I suppose that today the scuba divers would be called out to scour the river, but in those days you knew what had happened and you just waited. A week or so later someone was fishing for red fish just below Pat's Elbow when he snagged a log. When he managed to reel in that "log," it was, of course, Ringo.

Poor Ringo. He just wasn't too savvy.


Another shooting of which I have some first-hand knowledge occurred in the early thirties, probably about 1932, plus or minus. One evening my mother had deposited me in the bathtub with instructions to scrub away the considerable amount of dirt and grime which a boy would collect in his busy summer day. There being no guests at the lodge, she left open the bathroom door as well as the one between the lobby and the family quarters. That gave me visual privacy and gave her a chance to sit in the lobby and hear me if I became too rambunctious. It also gave me a chance to hear what was going on in the lobby.

Soon, I heard Mr. Robinson, our much-liked mail carrier come in and start talking with Dad. After the pleasantries, he said that he needed some of his money which Dad had placed for him in the hotel safe. He sasid that he had just come from Dampier's store in Crackertown and that Mr. Dampier had demanded that he pay his account. As best I recall it wasn't a lot of money--seven or eight dollars--perhaps seventy or eighty dollars in present-day terms.

Dad retrieved the money and Mr. Robinson left for Crackertown.

In less than twenty minutes, I, still in the bathtub, heard a young man arrive (I cannot recall who) and shout excitedly, "Old Man Dampier just shot Mr. Robinson!"

Dad called the sheriff and I believe he went to see if he could do anything. In any event, there was nothing to be done. When the officers arrived Mr. Robinson lay dead in the doorway to the store and Dampier had laid his revolver on the counter and waited to be arrested. They obliged him by taking him off to Bronson. It was reported that Dampier had admitted to having a list of seven or eight people whom he intended to kill. Mr. Robinson happened to be at the top of that list.

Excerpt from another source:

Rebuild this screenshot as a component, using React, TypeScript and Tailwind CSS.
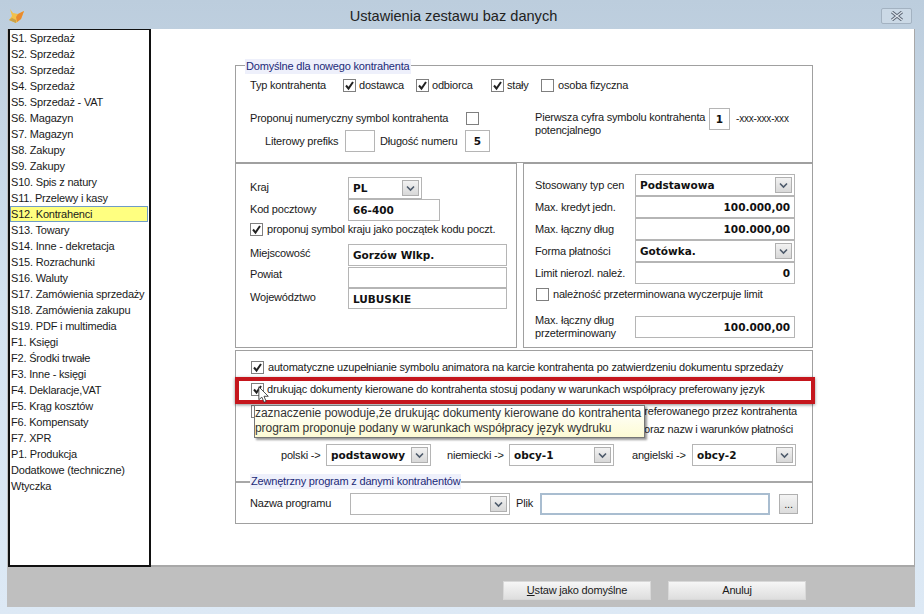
import type { ReactNode } from "react";

const sections = [
  "S1. Sprzedaż",
  "S2. Sprzedaż",
  "S3. Sprzedaż",
  "S4. Sprzedaż",
  "S5. Sprzedaż - VAT",
  "S6. Magazyn",
  "S7. Magazyn",
  "S8. Zakupy",
  "S9. Zakupy",
  "S10. Spis z natury",
  "S11. Przelewy i kasy",
  "S12. Kontrahenci",
  "S13. Towary",
  "S14. Inne - dekretacja",
  "S15. Rozrachunki",
  "S16. Waluty",
  "S17. Zamówienia sprzedaży",
  "S18. Zamówienia zakupu",
  "S19. PDF i multimedia",
  "F1. Księgi",
  "F2. Środki trwałe",
  "F3. Inne - księgi",
  "F4. Deklaracje,VAT",
  "F5. Krąg kosztów",
  "F6. Kompensaty",
  "F7. XPR",
  "P1. Produkcja",
  "Dodatkowe (techniczne)",
  "Wtyczka",
];

function Check({ on = false }: { on?: boolean }) {
  return (
    <span className="flex h-[13px] w-[13px] shrink-0 items-center justify-center border border-[#7f7f7f] bg-white">
      {on && (
        <svg width="11" height="11" viewBox="0 0 11 11">
          <path d="M2 5.5 L4.5 8.5 L9 2" fill="none" stroke="#222" strokeWidth="2" />
        </svg>
      )}
    </span>
  );
}

function Field({
  w,
  h = "h-[22px]",
  right = false,
  children,
}: {
  w: string;
  h?: string;
  right?: boolean;
  children?: ReactNode;
}) {
  return (
    <div
      className={`${w} ${h} flex shrink-0 items-center border border-[#b5b5b5] bg-white px-[4px] font-['DejaVu_Sans'] text-[10.5px] font-bold tracking-normal text-[#111] ${right ? "justify-end" : ""}`}
    >
      {children}
    </div>
  );
}

function Select({ w, value }: { w: string; value?: string }) {
  return (
    <div className={`${w} flex h-[22px] shrink-0 items-center justify-between border border-[#b5b5b5] bg-white pl-[4px] pr-[2px] font-['DejaVu_Sans'] text-[10.5px] font-bold tracking-normal text-[#111]`}>
      <span>{value}</span>
      <span className="flex h-[16px] w-[17px] items-center justify-center border border-[#b0b0b0] bg-gradient-to-b from-[#f2f2f2] to-[#d8d8d8]">
        <svg width="9" height="7" viewBox="0 0 9 7">
          <path d="M1 1.5 L4.5 5 L8 1.5" fill="none" stroke="#4d5a6b" strokeWidth="1.6" />
        </svg>
      </span>
    </div>
  );
}

function Legend({ children, left, top }: { children: ReactNode; left: string; top: string }) {
  return (
    <span className={`absolute ${left} ${top} bg-[#eef0fb] px-[1px] leading-[15px] text-[#1c2a78]`}>
      {children}
    </span>
  );
}

function Row({ label, children }: { label: string; children: ReactNode }) {
  return (
    <div className="flex items-center">
      <span className="w-[100px] shrink-0 pb-[1px]">{label}</span>
      {children}
    </div>
  );
}

function Fox() {
  return (
    <svg width="17" height="17" viewBox="0 0 17 17">
      <path d="M2 2 L5 6 L10 7 L16 4 L13 12 L8 16 L1 13 L4 9 Z" fill="#f2c14a" />
      <path d="M10 7 L16 4 L13 12 L9 15 L8 10 Z" fill="#e98a2e" />
      <path d="M1 13 L8 16 L8 13 L4 11 Z" fill="#c9a24a" />
    </svg>
  );
}

export default function App() {
  return (
    <div className="flex h-[614px] w-[924px] flex-col overflow-hidden whitespace-nowrap bg-gradient-to-b from-[#bccddd] via-[#d4e3f0] to-[#dde9f5] font-['Liberation_Sans',sans-serif] text-[11px] leading-[16px] tracking-[-0.19px] text-[#1a1a1a]">
      {/* title bar */}
      <div className="relative flex h-[29px] shrink-0 items-center justify-center pr-[17px] pt-[3px] text-[14.6px] tracking-normal text-[#222]">
        <span className="absolute left-[8px] top-[7px]">
          <Fox />
        </span>
        Ustawienia zestawu baz danych
        <span className="absolute right-[12px] top-[8px] flex h-[16px] w-[31px] items-center justify-center rounded-[2px] border border-[#a3b2c1] bg-[#cbd9e6]">
          <svg width="14" height="10" viewBox="0 0 14 10">
            <path d="M2 1 L12 9 M12 1 L2 9" stroke="#5b6675" strokeWidth="3.2" />
            <path d="M2 1 L12 9 M12 1 L2 9" stroke="#dfe7ef" strokeWidth="1.2" />
          </svg>
        </span>
      </div>

      <div className="ml-[7px] mr-[9px] flex h-[578px] flex-col bg-[#bfbfbf]">
        <div className="flex h-[538px] shrink-0">
          {/* section list */}
          <div className="ml-[1px] w-[143px] shrink-0 border-2 border-t border-[#111] bg-white">
            {sections.map((s) => (
              <div
                key={s}
                className={
                  s.startsWith("S12.")
                    ? "mr-[1px] h-[16px] border border-[#6f9cc6] bg-[#ffff80] leading-[14px]"
                    : "h-[16px] pl-[1px] leading-[16px]"
                }
              >
                {s}
              </div>
            ))}
          </div>

          {/* settings pane */}
          <div className="flex-1 border-b-2 border-r border-[#a8a8a8] bg-white pl-[84px] pt-[36px]">
            <div className="w-[578px]">
              {/* defaults */}
              <div className="relative h-[98px] border border-[#a0a0a0] pl-[14px] pt-[11px]">
                <Legend left="left-[9px]" top="top-[-7px]">Domyślne dla nowego kontrahenta</Legend>
                <div className="flex h-[16px] items-center">
                  <span className="w-[93px]">Typ kontrahenta</span>
                  <Check on />
                  <span className="ml-[3px] w-[57px]">dostawca</span>
                  <Check on />
                  <span className="ml-[3px] w-[59px]">odbiorca</span>
                  <Check on />
                  <span className="ml-[3px] w-[34px]">stały</span>
                  <Check />
                  <span className="ml-[4px]">osoba fizyczna</span>
                </div>
                <div className="flex">
                  <div className="w-[285px] shrink-0 pt-[17px]">
                    <div className="flex h-[16px] items-center">
                      <span className="w-[216px]">Proponuj numeryczny symbol kontrahenta</span>
                      <Check />
                    </div>
                    <div className="ml-[15px] mt-[4px] flex items-center">
                      <span className="w-[80px]">Literowy prefiks</span>
                      <Field w="w-[30px]" />
                      <span className="ml-[5px] w-[85px]">Długość numeru</span>
                      <Field w="w-[25px]">
                        <span className="w-full text-center">5</span>
                      </Field>
                    </div>
                  </div>
                  <div className="flex items-start pt-[15px]">
                    <span className="w-[174px] shrink-0 pt-[3px] leading-[13px]">
                      Pierwsza cyfra symbolu kontrahenta
                      <br />
                      potencjalnego
                    </span>
                    <Field w="w-[21px]">
                      <span className="w-full text-center">1</span>
                    </Field>
                    <span className="ml-[6px] pt-[3px] text-[10px]">-xxx-xxx-xxx</span>
                  </div>
                </div>
              </div>

              <div className="flex justify-between">
                {/* address */}
                <div className="h-[185px] w-[282px] border border-[#a0a0a0] pl-[14px] pt-[13px]">
                  <div className="flex items-center">
                    <span className="w-[98px] pb-[2px]">Kraj</span>
                    <Select w="w-[74px]" value="PL" />
                  </div>
                  <div className="flex items-center">
                    <span className="w-[98px] pb-[2px]">Kod pocztowy</span>
                    <Field w="w-[92px]">66-400</Field>
                  </div>
                  <div className="flex h-[16px] items-center">
                    <Check on />
                    <span className="ml-[4px]">proponuj symbol kraju jako początek kodu poczt.</span>
                  </div>
                  <div className="mt-[7px] flex items-center">
                    <span className="w-[98px] pb-[4px]">Miejscowość</span>
                    <Field w="w-[159px]">Gorzów Wlkp.</Field>
                  </div>
                  <div className="flex items-center">
                    <span className="w-[98px] pb-[6px]">Powiat</span>
                    <Field w="w-[159px]" h="h-[21px]" />
                  </div>
                  <div className="flex items-center">
                    <span className="w-[98px] pb-[3px]">Województwo</span>
                    <Field w="w-[159px]" h="h-[21px]">LUBUSKIE</Field>
                  </div>
                </div>

                {/* limits */}
                <div className="h-[185px] w-[290px] border border-[#a0a0a0] pl-[11px] pt-[10px]">
                  <Row label="Stosowany typ cen">
                    <Select w="w-[160px]" value="Podstawowa" />
                  </Row>
                  <Row label="Max. kredyt jedn.">
                    <Field w="w-[160px]" right>100.000,00</Field>
                  </Row>
                  <Row label="Max. łączny dług">
                    <Field w="w-[160px]" right>100.000,00</Field>
                  </Row>
                  <Row label="Forma płatności">
                    <Select w="w-[160px]" value="Gotówka." />
                  </Row>
                  <Row label="Limit nierozl. należ.">
                    <Field w="w-[160px]" right>0</Field>
                  </Row>
                  <div className="mt-[2px] flex h-[16px] items-center pl-[1px]">
                    <Check />
                    <span className="ml-[4px]">należność przeterminowana wyczerpuje limit</span>
                  </div>
                  <div className="mt-[12px] flex items-center">
                    <span className="w-[100px] shrink-0 leading-[13px]">
                      Max. łączny dług
                      <br />
                      przeterminowany
                    </span>
                    <Field w="w-[160px]" right>100.000,00</Field>
                  </div>
                </div>
              </div>

              {/* printing language */}
              <div className="relative mt-[2px] h-[174px] border border-[#a0a0a0] pt-[8px]">
                <div className="flex h-[16px] items-center pl-[15px]">
                  <Check on />
                  <span className="ml-[4px]">automatyczne uzupełnianie symbolu animatora na karcie kontrahenta po zatwierdzeniu dokumentu sprzedaży</span>
                </div>
                <div className="mt-[6px] flex h-[16px] items-center pl-[15px]">
                  <Check on />
                  <span className="ml-[3px]">drukując dokumenty kierowane do kontrahenta stosuj podany w warunkach współpracy preferowany język</span>
                </div>
                <div className="mt-[6px] flex h-[16px] items-center justify-between pl-[15px] pr-[15px]">
                  <Check />
                  <span>preferowanego przez kontrahenta</span>
                </div>
                <div className="mt-[2px] flex h-[16px] items-center justify-end pr-[19px]">
                  oraz nazw i warunków płatności
                </div>
                <div className="mt-[7px] flex items-center pl-[45px]">
                  <span className="w-[45px]">polski -&gt;</span>
                  <Select w="w-[105px]" value="podstawowy" />
                  <span className="ml-[16px] w-[62px]">niemiecki -&gt;</span>
                  <Select w="w-[105px]" value="obcy-1" />
                  <span className="ml-[18px] w-[60px]">angielski -&gt;</span>
                  <Select w="w-[104px]" value="obcy-2" />
                </div>

                {/* external program */}
                <div className="relative mt-[15px] h-[41px] border-t-2 border-[#a8a8a8] pl-[14px] pt-[10px]">
                  <Legend left="left-[14px]" top="top-[-9px]">Zewnętrzny program z danymi kontrahentów</Legend>
                  <div className="flex items-center">
                    <span className="w-[100px] pb-[2px]">Nazwa programu</span>
                    <Select w="w-[160px]" />
                    <span className="ml-[6px] w-[24px] pb-[2px]">Plik</span>
                    <div className="h-[22px] w-[230px] border-2 border-[#a9bdd0] bg-white" />
                    <div className="ml-[9px] flex h-[20px] w-[19px] items-center justify-center border border-[#b0b0b0] bg-gradient-to-b from-[#f4f4f4] to-[#dcdcdc] leading-[14px]">
                      ...
                    </div>
                  </div>
                </div>

                {/* highlight around the second option */}
                <div className="absolute left-[-1px] top-[26px] h-[27px] w-[580px] border-[4px] border-[#c5161d] shadow-[0_1px_3px_rgba(0,0,0,0.45)]" />

                {/* tooltip */}
                <div className="absolute left-[18px] top-[54px] h-[33px] w-[391px] border border-[#767676] bg-gradient-to-b from-[#ffffff] to-[#fdfbd4] text-[12px] leading-[15px] tracking-[-0.05px] text-[#333] shadow-[2px_2px_2px_rgba(0,0,0,0.4)]">
                  zaznaczenie powoduje,że drukując dokumenty kierowane do kontrahenta
                  <br />
                  program proponuje podany w warunkach współpracy język wydruku
                </div>

                {/* mouse cursor */}
                <svg className="absolute left-[22px] top-[35px]" width="12" height="18" viewBox="0 0 14 21">
                  <path d="M1 1 L1 16 L4.5 13 L7 19 L9.5 18 L7 12 L12 12 Z" fill="#fff" stroke="#333" strokeWidth="1" />
                </svg>
              </div>
            </div>
          </div>
        </div>

        {/* action buttons */}
        <div className="flex h-[40px] items-start pl-[496px] pt-[14px]">
          <button className="h-[19px] w-[148px] border border-[#d8d8d8] bg-gradient-to-b from-[#f6f6f6] to-[#dedede] leading-[17px]">
            <span className="underline">U</span>staw jako domyślne
          </button>
          <button className="ml-[17px] h-[19px] w-[138px] border border-[#d8d8d8] bg-gradient-to-b from-[#f6f6f6] to-[#dedede] leading-[17px]">
            Anuluj
          </button>
        </div>
      </div>
    </div>
  );
}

People were mystified. No one that I heard of had any inkling that Dampier was dangerous. Quirky, yes, but not lethal. I don't know how old "Old Man Dampier" was because anyone over sixty seemed ancient to me.

Mr. and Mrs. Dampier lived upstairs over the store as I recall. My memory on that is vague. while Dampier, himself, served two years or so in Raiford. I think she tried to keep the business going for a time, but I'm not sure about that either. At some point the business was sold and they moved away.

This absolutely senseless killing left the whole Dunnellon-Inglis-Crackertown-Yankeetown community without a very good and valuable citizen and a large family without a husband and father.